Gromer Jeffers, Jr., political reporter, Dallas Morning News: Let me just -
Baker: Which makes sense, I guess. This was a man who had a big hand in changing government to this -
Jeffers: I was going to say 14-1 - he was one of the co-planners with Rory Williams of changing the system of government.
Sanders: It's interesting, I asked him at that debate when all five of them were there. I said, "You know, which former mayor" - and I named four, including Annette Strauss - "would you most like to be like in terms of your leadership?" Marvin started off, and of course, he adored Annette Strauss because she wanted him included in debates when they were running. But all the other candidates also said - Laura - including Laura Miller - also Annette Strauss. Nobody said Ron Kirk. Nobody said Ron Kirk, including Tom Dunning, who is supported by the ex-mayor. I find that very interesting.
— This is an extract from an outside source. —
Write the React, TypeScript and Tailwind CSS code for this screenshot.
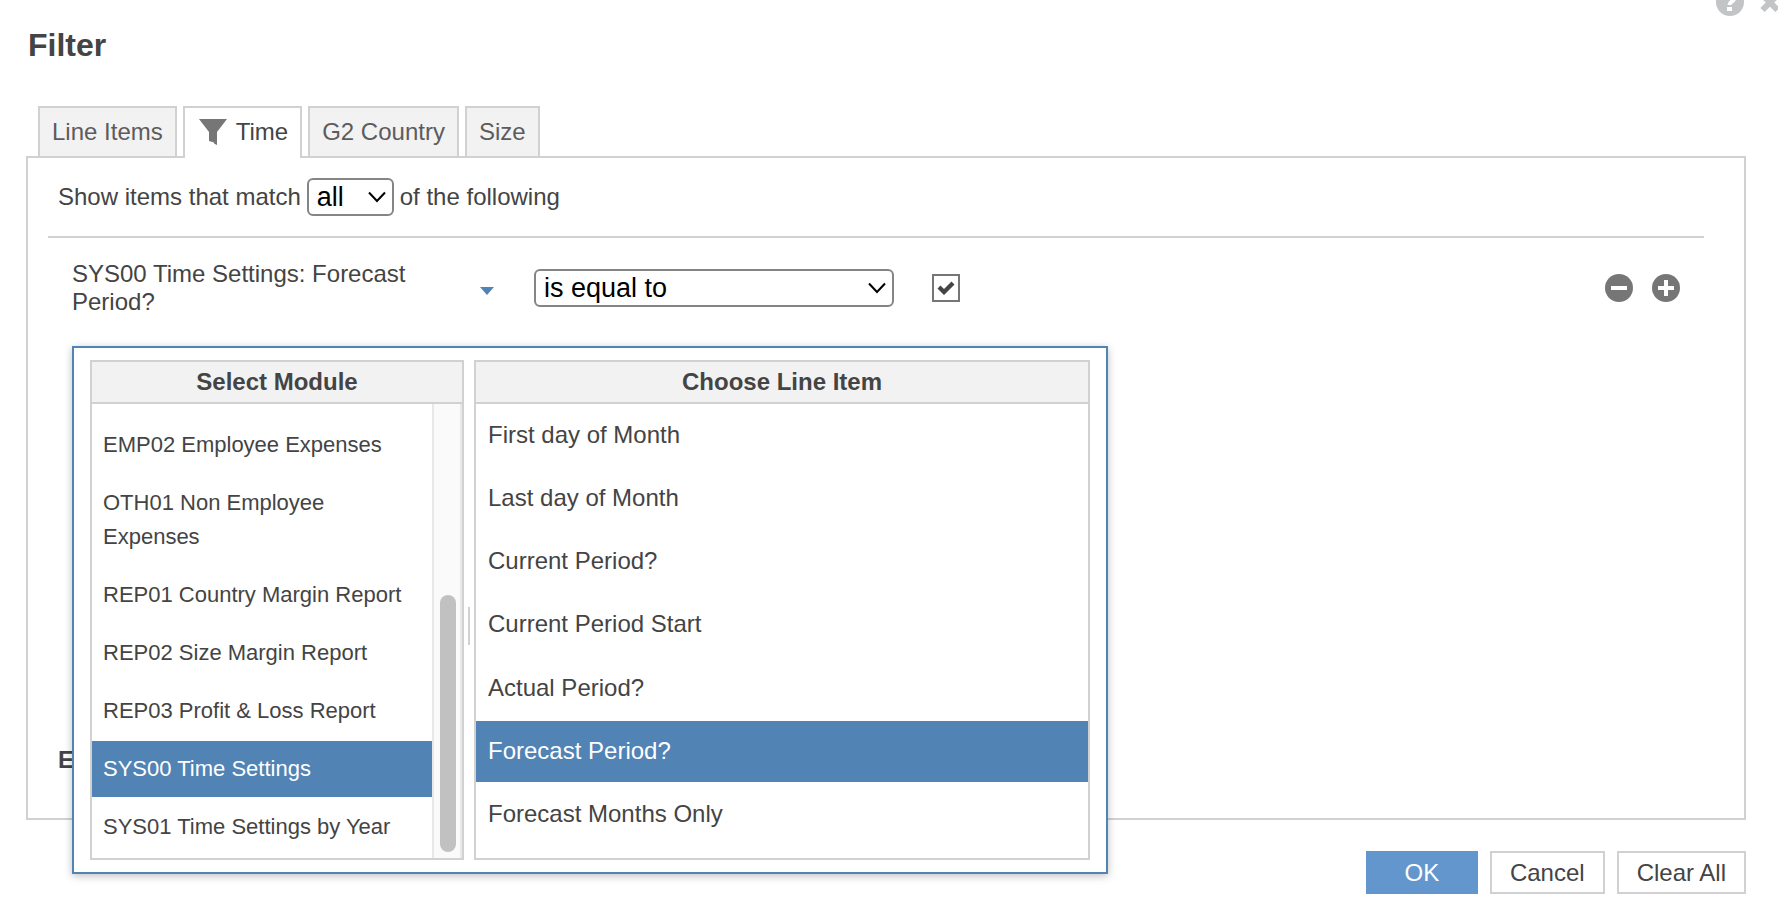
import { useState } from 'react';

const tabs = ['Line Items', 'Time', 'G2 Country', 'Size'];

const modules = [
  'EMP02 Employee Expenses',
  'OTH01 Non Employee Expenses',
  'REP01 Country Margin Report',
  'REP02 Size Margin Report',
  'REP03 Profit & Loss Report',
  'SYS00 Time Settings',
  'SYS01 Time Settings by Year',
];

const lineItems = [
  'First day of Month',
  'Last day of Month',
  'Current Period?',
  'Current Period Start',
  'Actual Period?',
  'Forecast Period?',
  'Forecast Months Only',
];

function FunnelIcon() {
  return (
    <svg width="28" height="26" viewBox="0 0 28 26" fill="#767676" aria-hidden="true">
      <path d="M0 0h28L18 13v13l-3-1.500v-1l-5-1.500V13z" />
    </svg>
  );
}

function Chevron() {
  return (
    <svg
      className="absolute right-2 top-3 pointer-events-none"
      width="18"
      height="14"
      viewBox="0 0 18 14"
      fill="none"
      stroke="#000"
      strokeWidth="2"
      aria-hidden="true"
    >
      <path d="M1 2.500l8 8.500 8-8.500" />
    </svg>
  );
}

function Select({ label, options, width }: { label: string; options: string[]; width: string }) {
  return (
    <span className={`relative shrink-0 ${width}`}>
      <select
        aria-label={label}
        className="block w-full h-[38px] pl-2 appearance-none border-2 border-[#858585] rounded-md bg-white text-[27px] leading-8 text-black"
      >
        {options.map((option) => (
          <option key={option}>{option}</option>
        ))}
      </select>
      <Chevron />
    </span>
  );
}

export default function App() {
  const [activeTab, setActiveTab] = useState('Time');
  const [module, setModule] = useState('SYS00 Time Settings');
  const [lineItem, setLineItem] = useState('Forecast Period?');
  const [checked, setChecked] = useState(true);

  return (
    <div className="relative overflow-hidden bg-white font-['Liberation_Sans',Arial,sans-serif] text-2xl leading-7 text-[#444] pt-[25px] pb-4 pl-[26px] pr-8">
      <div className="absolute -top-3 -right-[6px] flex gap-4">
        <button type="button" aria-label="Help">
          <svg width="28" height="28" viewBox="0 0 28 28" aria-hidden="true">
            <circle cx="14" cy="14" r="14" fill="#c3c4c6" />
            <path d="M9.500 10a4.500 4.500 0 1 1 7 3c-2 1.200-3 2-3 4" fill="none" stroke="#fff" strokeWidth="4" />
            <rect x="11" y="19" width="5" height="4" fill="#fff" />
          </svg>
        </button>
        <button type="button" aria-label="Close">
          <svg width="24" height="28" viewBox="0 0 24 28" stroke="#c3c4c6" strokeWidth="6" aria-hidden="true">
            <path d="M2.500 7l15 15M17.500 7l-15 15" />
          </svg>
        </button>
      </div>

      <h1 className="ml-[2px] text-[32px] leading-10 font-bold">Filter</h1>

      <div role="tablist" className="flex gap-[6px] mt-[41px] ml-3">
        {tabs.map((tab) => (
          <button
            key={tab}
            type="button"
            role="tab"
            aria-selected={tab === activeTab}
            onClick={() => setActiveTab(tab)}
            className={`relative flex items-center gap-[9px] border-2 border-b-0 border-[#d1d1d1] px-3 ${
              tab === activeTab
                ? 'z-10 h-[52px] -mb-[2px] pb-[2px] pl-[14px] bg-white text-[#444]'
                : 'h-[50px] bg-[#f2f2f2] text-[#5c5c5c]'
            }`}
          >
            {tab === 'Time' && <FunnelIcon />}
            {tab}
          </button>
        ))}
      </div>

      <section className="relative h-[664px] border-2 border-[#d1d1d1] pt-5 pl-5 pr-10">
        <div className="flex items-center gap-[6px] pl-[10px] h-[38px]">
          <span>Show items that match</span>
          <Select label="Match" options={['all', 'any']} width="w-[87px]" />
          <span>of the following</span>
        </div>

        <div className="mt-5 border-t-2 border-[#d1d1d1]" />

        <div className="flex items-center pl-6 pr-6 pt-[22px]">
          <button type="button" className="flex items-center justify-between w-[422px] text-left">
            <span className="w-[350px]">SYS00 Time Settings: Forecast Period?</span>
            <svg width="14" height="14" viewBox="0 0 14 14" fill="#5183b5" aria-hidden="true">
              <path d="M0 6h14l-7 8z" />
            </svg>
          </button>
          <div className="flex items-center ml-10">
            <Select
              label="Condition"
              options={['is equal to', 'is not equal to']}
              width="w-[360px]"
            />
            <label className="relative ml-[38px] size-7">
              <input
                type="checkbox"
                aria-label="Value"
                checked={checked}
                onChange={(e) => setChecked(e.target.checked)}
                className="block size-7 appearance-none border-2 border-[#767676] bg-white"
              />
              {checked && (
                <svg
                  className="absolute inset-0 pointer-events-none"
                  width="28"
                  height="28"
                  viewBox="0 0 28 28"
                  fill="#444"
                  aria-hidden="true"
                >
                  <path d="M5.500 14.500l3-3 3.500 3.500 7.500-7.500 3 3L12 21z" />
                </svg>
              )}
            </label>
          </div>
          <div className="flex gap-[19px] ml-auto">
            <button type="button" aria-label="Remove condition">
              <svg width="28" height="28" viewBox="0 0 28 28" aria-hidden="true">
                <circle cx="14" cy="14" r="14" fill="#767676" />
                <path d="M6 14h16" stroke="#fff" strokeWidth="4" />
              </svg>
            </button>
            <button type="button" aria-label="Add condition">
              <svg width="28" height="28" viewBox="0 0 28 28" aria-hidden="true">
                <circle cx="14" cy="14" r="14" fill="#767676" />
                <path d="M6 14h16M14 6v16" stroke="#fff" strokeWidth="4" />
              </svg>
            </button>
          </div>
        </div>

        <h2 className="absolute bottom-11 left-[30px] font-bold">E</h2>

        {/* module / line item picker */}
        <div className="absolute top-[188px] left-11 flex w-[1036px] h-[528px] border-2 border-[#5183b5] bg-white pt-3 pb-3 px-4 shadow-[0_2px_8px_rgba(0,0,0,0.25)]">
          <div className="flex flex-col w-[374px] border-2 border-[#d1d1d1]">
            <h3 className="h-[42px] shrink-0 border-b-2 border-[#d1d1d1] bg-[#f2f2f2] text-center font-bold leading-10">
              Select Module
            </h3>
            <div className="flex flex-1">
              <ul className="flex flex-1 flex-col gap-[2px] pt-[13px] text-[22px] leading-[34px]">
                {modules.map((name) => (
                  <li key={name}>
                    <button
                      type="button"
                      onClick={() => setModule(name)}
                      className={`block w-full py-[11px] pl-[11px] pr-4 text-left ${
                        name === module ? 'bg-[#5183b5] text-white' : ''
                      }`}
                    >
                      {name}
                    </button>
                  </li>
                ))}
              </ul>
              <div className="flex flex-col justify-end w-[30px] border-x-2 border-[#e8e8e8] bg-[#fafafa] px-[6px] pb-[6px]">
                <div className="w-4 h-[257px] rounded-full bg-[#c1c1c1]" />
              </div>
            </div>
          </div>

          <div className="flex items-center justify-center w-[10px]">
            <div className="w-[2px] h-[38px] mt-8 bg-[#d1d1d1]" />
          </div>

          <div className="flex flex-col flex-1 border-2 border-[#d1d1d1]">
            <h3 className="h-[42px] shrink-0 border-b-2 border-[#d1d1d1] bg-[#f2f2f2] text-center font-bold leading-10">
              Choose Line Item
            </h3>
            <ul className="flex flex-col justify-between h-[441px]">
              {lineItems.map((name) => (
                <li key={name}>
                  <button
                    type="button"
                    onClick={() => setLineItem(name)}
                    className={`block w-full h-[61px] px-3 text-left ${
                      name === lineItem ? 'bg-[#5183b5] text-white' : ''
                    }`}
                  >
                    {name}
                  </button>
                </li>
              ))}
            </ul>
          </div>
        </div>
      </section>

      <div className="flex justify-end gap-3 mt-[31px]">
        <button type="button" className="w-28 h-[43px] bg-[#6296cc] text-white">
          OK
        </button>
        <button type="button" className="h-[43px] border-2 border-[#d1d1d1] bg-white px-[18px]">
          Cancel
        </button>
        <button type="button" className="h-[43px] border-2 border-[#d1d1d1] bg-white px-[18px]">
          Clear All
        </button>
      </div>
    </div>
  );
}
Jaime Ruiz, Reporter/Anchor, Univision: And I see a lot of good intentions - probably the majority, like you mentioned, of the west and the south Dallas. But not only intentions - you have to have a plan, you have to have a whole strategy behind you in order to get to see the whole and really apply those ideas.
Jeffers: And you have to have money.
Ruiz: Yes.
Baker: Well, does this shorter election window, does that help things, maybe focus this race in a way it might have not been if it had gone a long time?
Sanders: Oh, yeah.
Baker: Quickly.
Sanders: I mean, there are some people who love shorter races all along. But I think the shorter race certainly has helped Laura Miller. I mean, she's been staying on message. And he's not going to have a chance - Tom Dunning or Domingo Garcia - to unravel her before the election.
Jeffers: And that's the problem, unraveling -
Baker: Very quickly.
Jeffers: - not just candidates, but issues and contradictions. It's tougher in a shorter race.